Somente em maio de 2019, 10.303 motoristas registraram mais de 20 pontos no RS, e somente 1.322, 41 ou mais. Pela diferença, 8.981 sairiam da posição de aptos a serem suspensos no mês.
Para Detran-RS, projeto preocupa
Prometido durante a campanha, o menor rigor para motoristas infratores foi chancelado pelo presidente nesta terça. Na Câmara dos Deputados, Bolsonaro entregou a proposta que, além de ampliar o número limite de pontos por condutor, aumenta o tempo de validade do documento.
Para o diretor-geral do Detran-RS, Enio Bacci, o projeto de lei é visto com preocupação:
— Isso vai servir como incentivo aos maus motoristas, vai dar a sensação de que nada mais vai puni-los.
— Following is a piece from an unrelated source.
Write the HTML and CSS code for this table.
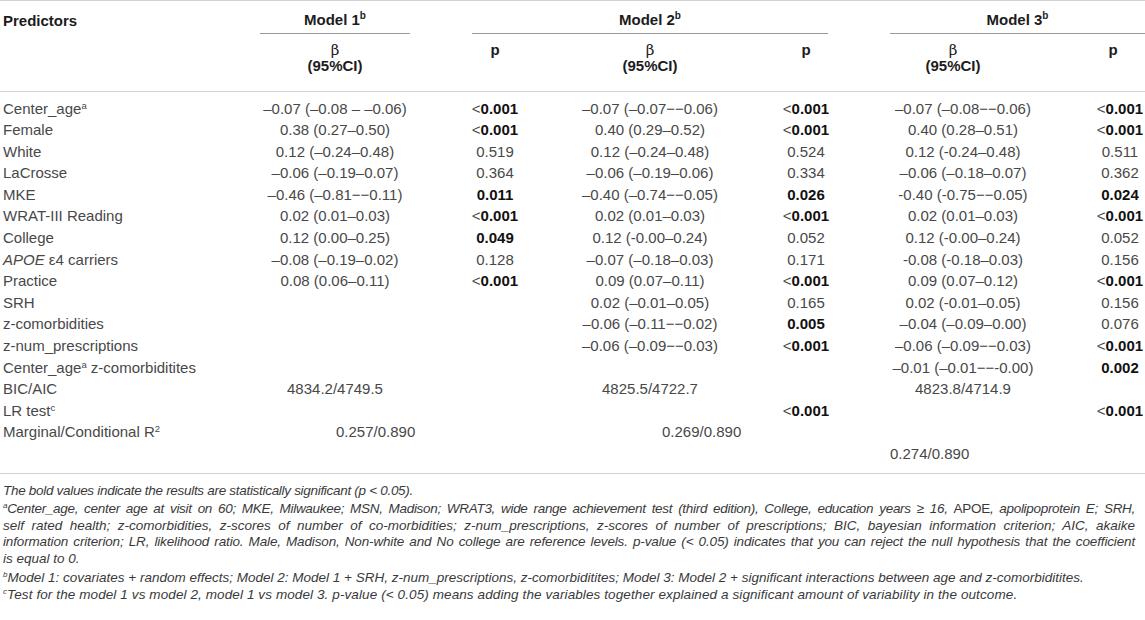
FILE: index.html
```html
<!DOCTYPE html>
<html>
<head>
<meta charset="utf-8">
<link rel="stylesheet" href="styles.css">
</head>
<body>
<div class="tbl">
  <div class="head1 row">
    <div class="c1 hd">Predictors</div>
    <div class="m1 hd model">Model 1<sup class="hsup">b</sup></div>
    <div class="m2 hd model">Model 2<sup class="hsup">b</sup></div>
    <div class="m3 hd model">Model 3<sup class="hsup">b</sup></div>
  </div>
  <div class="head2 row">
    <div class="c1"></div>
    <div class="b hd"><span class="beta">β</span><br>(95%CI)</div>
    <div class="p hd">p</div>
    <div class="b hd"><span class="beta">β</span><br>(95%CI)</div>
    <div class="p hd">p</div>
    <div class="b hd b3h"><span class="beta">β</span><br>(95%CI)</div>
    <div class="p hd p3h">p</div>
  </div>
  <div class="body">
    <div class="row">
      <div class="c1">Center_age<sup class="bsup">a</sup></div>
      <div class="b">–0.07 (–0.08 – –0.06)</div><div class="p">&lt;<b>0.001</b></div>
      <div class="b">–0.07 (–0.07−−0.06)</div><div class="p">&lt;<b>0.001</b></div>
      <div class="b">–0.07 (–0.08−−0.06)</div><div class="p p3">&lt;<b>0.001</b></div>
    </div>
    <div class="row">
      <div class="c1">Female</div>
      <div class="b">0.38 (0.27–0.50)</div><div class="p">&lt;<b>0.001</b></div>
      <div class="b">0.40 (0.29–0.52)</div><div class="p">&lt;<b>0.001</b></div>
      <div class="b">0.40 (0.28–0.51)</div><div class="p p3">&lt;<b>0.001</b></div>
    </div>
    <div class="row">
      <div class="c1">White</div>
      <div class="b">0.12 (–0.24–0.48)</div><div class="p">0.519</div>
      <div class="b">0.12 (–0.24–0.48)</div><div class="p">0.524</div>
      <div class="b">0.12 (-0.24–0.48)</div><div class="p p3">0.511</div>
    </div>
    <div class="row">
      <div class="c1">LaCrosse</div>
      <div class="b">–0.06 (–0.19–0.07)</div><div class="p">0.364</div>
      <div class="b">–0.06 (–0.19–0.06)</div><div class="p">0.334</div>
      <div class="b">–0.06 (–0.18–0.07)</div><div class="p p3">0.362</div>
    </div>
    <div class="row">
      <div class="c1">MKE</div>
      <div class="b">–0.46 (–0.81−−0.11)</div><div class="p"><b>0.011</b></div>
      <div class="b">–0.40 (–0.74−−0.05)</div><div class="p"><b>0.026</b></div>
      <div class="b">-0.40 (-0.75−−0.05)</div><div class="p p3"><b>0.024</b></div>
    </div>
    <div class="row">
      <div class="c1">WRAT-III Reading</div>
      <div class="b">0.02 (0.01–0.03)</div><div class="p">&lt;<b>0.001</b></div>
      <div class="b">0.02 (0.01–0.03)</div><div class="p">&lt;<b>0.001</b></div>
      <div class="b">0.02 (0.01–0.03)</div><div class="p p3">&lt;<b>0.001</b></div>
    </div>
    <div class="row">
      <div class="c1">College</div>
      <div class="b">0.12 (0.00–0.25)</div><div class="p"><b>0.049</b></div>
      <div class="b">0.12 (-0.00–0.24)</div><div class="p">0.052</div>
      <div class="b">0.12 (-0.00–0.24)</div><div class="p p3">0.052</div>
    </div>
    <div class="row">
      <div class="c1"><i>APOE</i> ε4 carriers</div>
      <div class="b">–0.08 (–0.19–0.02)</div><div class="p">0.128</div>
      <div class="b">–0.07 (–0.18–0.03)</div><div class="p">0.171</div>
      <div class="b">-0.08 (-0.18–0.03)</div><div class="p p3">0.156</div>
    </div>
    <div class="row">
      <div class="c1">Practice</div>
      <div class="b">0.08 (0.06–0.11)</div><div class="p">&lt;<b>0.001</b></div>
      <div class="b">0.09 (0.07–0.11)</div><div class="p">&lt;<b>0.001</b></div>
      <div class="b">0.09 (0.07–0.12)</div><div class="p p3">&lt;<b>0.001</b></div>
    </div>
    <div class="row">
      <div class="c1">SRH</div>
      <div class="b"></div><div class="p"></div>
      <div class="b">0.02 (–0.01–0.05)</div><div class="p">0.165</div>
      <div class="b">0.02 (-0.01–0.05)</div><div class="p p3">0.156</div>
    </div>
    <div class="row">
      <div class="c1">z-comorbidities</div>
      <div class="b"></div><div class="p"></div>
      <div class="b">–0.06 (–0.11−−0.02)</div><div class="p"><b>0.005</b></div>
      <div class="b">–0.04 (–0.09–0.00)</div><div class="p p3">0.076</div>
    </div>
    <div class="row">
      <div class="c1">z-num_prescriptions</div>
      <div class="b"></div><div class="p"></div>
      <div class="b">–0.06 (–0.09−−0.03)</div><div class="p">&lt;<b>0.001</b></div>
      <div class="b">–0.06 (–0.09−−0.03)</div><div class="p p3">&lt;<b>0.001</b></div>
    </div>
    <div class="row">
      <div class="c1">Center_age<sup class="bsup">a</sup> z-comorbiditites</div>
      <div class="b"></div><div class="p"></div>
      <div class="b"></div><div class="p"></div>
      <div class="b">–0.01 (–0.01−−-0.00)</div><div class="p p3"><b>0.002</b></div>
    </div>
    <div class="row">
      <div class="c1">BIC/AIC</div>
      <div class="b">4834.2/4749.5</div><div class="p"></div>
      <div class="b">4825.5/4722.7</div><div class="p"></div>
      <div class="b">4823.8/4714.9</div><div class="p p3"></div>
    </div>
    <div class="row">
      <div class="c1">LR test<sup class="bsup">c</sup></div>
      <div class="b"></div><div class="p"></div>
      <div class="b"></div><div class="p">&lt;<b>0.001</b></div>
      <div class="b"></div><div class="p p3">&lt;<b>0.001</b></div>
    </div>
    <div class="row">
      <div class="c1">Marginal/Conditional R<sup class="bsup r2">2</sup></div>
      <div class="b r2a">0.257/0.890</div><div class="p"></div>
      <div class="b r2b">0.269/0.890</div><div class="p"></div>
      <div class="b r2c">0.274/0.890</div><div class="p p3"></div>
    </div>
  </div>
</div>
<div class="notes">
  <p class="n1">The bold values indicate the results are statistically significant (p &lt; 0.05).</p>
  <p class="n2">
    <span class="ln jl tight"><sup>a</sup>Center_age, center age at visit on 60; MKE, Milwaukee; MSN, Madison; WRAT3, wide range achievement test (third edition), College, education years ≥ 16, <span class="up">APOE</span>, apolipoprotein E; SRH,</span>
    <span class="ln jl">self rated health; z-comorbidities, z-scores of number of co-morbidities; z-num_prescriptions, z-scores of number of prescriptions; BIC, bayesian information criterion; AIC, akaike</span>
    <span class="ln jl tight2">information criterion; LR, likelihood ratio. Male, Madison, Non-white and No college are reference levels. p-value (&lt; 0.05) indicates that you can reject the null hypothesis that the coefficient</span>
    <span class="ln">is equal to 0.</span>
  </p>
  <p class="n3"><sup>b</sup>Model 1: covariates + random effects; Model 2: Model 1 + SRH, z-num_prescriptions, z-comorbiditites; Model 3: Model 2 + significant interactions between age and z-comorbiditites.</p>
  <p class="n4"><sup>c</sup>Test for the model 1 vs model 2, model 1 vs model 3. p-value (&lt; 0.05) means adding the variables together explained a significant amount of variability in the outcome.</p>
</div>
</body>
</html>
```
FILE: styles.css
```css
html, body {
  margin: 0;
  padding: 0;
  background: #ffffff;
}
body {
  font-family: "Liberation Sans", Arial, Helvetica, sans-serif;
  color: #484848;
  width: 1145px;
  overflow: hidden;
}
.tbl {
  width: 1145px;
  border-top: 1px solid #d2d2d2;
}
.row {
  display: grid;
  grid-template-columns: 260px 150px 170px 140px 172px 142px 111px;
  white-space: nowrap;
}
.hd {
  font-weight: bold;
  color: #1c1c1c;
  font-size: 15px;
}
.c1 {
  padding-left: 3px;
  text-align: left;
}
.head1 {
  height: 33px;
}
.head1 .c1 {
  padding-top: 12px;
  line-height: 16px;
}
.model {
  text-align: center;
  line-height: 16px;
  padding-top: 11px;
  padding-bottom: 5px;
  border-bottom: 1px solid #9a9a9a;
}
.m1 { grid-column: 2 / 3; }
.m2 { grid-column: 3 / 6; margin-left: 62px; margin-right: 64px; }
.m3 { grid-column: 6 / 8; margin-left: -2px; }
.hsup {
  font-size: 10px;
  line-height: 0;
  vertical-align: 6px;
}
.head2 {
  padding-top: 8px;
  padding-bottom: 17px;
  border-bottom: 1px solid #d2d2d2;
  line-height: 16px;
}
.head2 .hd {
  text-align: center;
}
.beta {
  font-family: "DejaVu Serif", "Liberation Serif", serif;
  font-weight: normal;
  font-size: 15px;
}
.b3h { padding-right: 20px; }
.p3h { padding-left: 47px; }
.body {
  padding-top: 5.5px;
  padding-bottom: 8px;
  border-bottom: 1px solid #d2d2d2;
  font-size: 15px;
}
.body .row {
  line-height: 21.6px;
}
.b, .p {
  text-align: center;
}
.p3 {
  padding-left: 61px;
}
.body b {
  color: #111;
}
.bsup {
  font-size: 9.5px;
  line-height: 0;
  vertical-align: 5px;
}
.r2a {
  text-align: left;
  padding-left: 76px;
}
.r2b {
  text-align: left;
  padding-left: 82px;
}
.r2c {
  text-align: left;
  margin-left: -2px;
  padding-top: 21.6px;
}
.notes {
  padding: 9px 10px 0 3px;
  font-style: italic;
  font-size: 13.5px;
  line-height: 16.7px;
  color: #3a3a3a;
}
.notes p {
  margin: 0;
  white-space: nowrap;
}
.notes .n1 { margin-bottom: 1.5px; letter-spacing: -0.3px; }
.notes .n2 { margin-bottom: 2.5px; }
.notes .n4 { letter-spacing: 0.1px; }
.notes sup {
  font-size: 8px;
  line-height: 0;
  vertical-align: 5px;
}
.ln {
  display: block;
}
.jl {
  text-align: justify;
  text-align-last: justify;
}
.tight {
  letter-spacing: -0.3px;
}
.tight2 {
  letter-spacing: -0.15px;
}
.up {
  font-style: normal;
}
```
Toda pena mais branda acaba fazendo com que o infrator ache que pode cometer aquele ato mais vezes — defende, destacando que os números se aplicam ao Estado e não servem para uma análise em nível nacional.
Segundo Enio, o Detran- RS pretende enviar um documento à comissão — ainda não nomeada — que irá avaliar a proposta, defendendo uma diferenciação na distribuição de pontos.
— Alguém que é flagrado a 150 km/h indo a Santa Catarina, por exemplo, pode cometer a mesma atitude cinco vezes, e vai somar 35 pontos (sete pontos a cada infração). Mas alguém perder a carteira por acumular pontos ao estacionar longe do meio fio, ou coisas desse tipo, não se justifica. Há uma grande diferença no perfil dessas pessoas — defendeu.
A ideia do Detran é propor que motoristas com multas gravíssimas permaneçam com limite de 20 pontos para a suspensão. Já condutores que tiverem multas leves, médias ou graves podem ter o número ampliado.
— É algo para ser avaliado. Esperamos que sejam levadas em consideração também as pessoas que passaram a vida trabalhando para que tenhamos cada vez menos mortes no trânsito. O que o Executivo não fez, agora o Congresso pode fazer.
Segundo Bacci, a maior parte dos motoristas que acumula um alto número de pontos é responsável por dirigir em alta velocidade ou sob embriaguez. A reincidência nesses casos é comum, afirma.
Além das alterações na CNH, o projeto de lei propõe fim da exigência de exame toxicológico para motoristas profissionais e ainda reduz a punição para motociclistas que transitarem sem capacete. Medidas que são criticadas por Bacci.
Em contrapartida, o diretor-geral do Detran vê como positivas três alterações propostas pelo presidente: prorrogação da validade das CNHs de cinco para 10 anos e, no caso de idosos, de dois e meio, e a possibilidade de o Contran liberar bicicletas elétricas sem "maiores exigências".
A entrega da proposta pessoalmente à Câmara, ao lado do ministro da Infraestrutura, Tarcísio Gomes de Freitas, e do presidente da Casa, Rodrigo Maia, foi mais uma tentativa de Bolsonaro de se aproximar de lideranças parlamentares, com quem manteve uma relação conflituosa desde o início do seu mandato. É a terceira vez que o presidente vai ao Congresso neste ano para entregar um de seus projetos.
Saiba quais são as principais mudanças no projeto da CNH
- Início da exigência de luz de rodagem diurna nos veículos. É aplicável somente para veículos novos a serem fabricados no futuro, sem aplicação para veículos em circulação (veículos hoje em circulação continuam obrigados a manter luz baixa acesa em rodovia, mas com duas diferenças: deixa de haver multa, apesar de continuar o acréscimo de pontos na carteira, e exigência agora é só para rodovia de faixa simples).
- Exigência de cadeirinha para crianças nos veículos. Hoje, não está previsto em lei, mas estabelecido em norma do Conselho Nacional de Trânsito (Contran).
- Possibilidade de o Contran liberar bicicletas elétricas sem "maiores exigências".
- Ampliação das hipóteses de sanção, com paralela redução das punições, quanto à obrigação de capacete por motoristas.
- Aumento do total de pontos antes da aplicação de suspensão de 20 para 40 pontos.
- Prorrogação da validade das CNHs de cinco para 10 anos ou, no caso de idosos, de dois e meio para cinco anos.
- Fim da exigência de exame toxicológico para motoristas profissionais.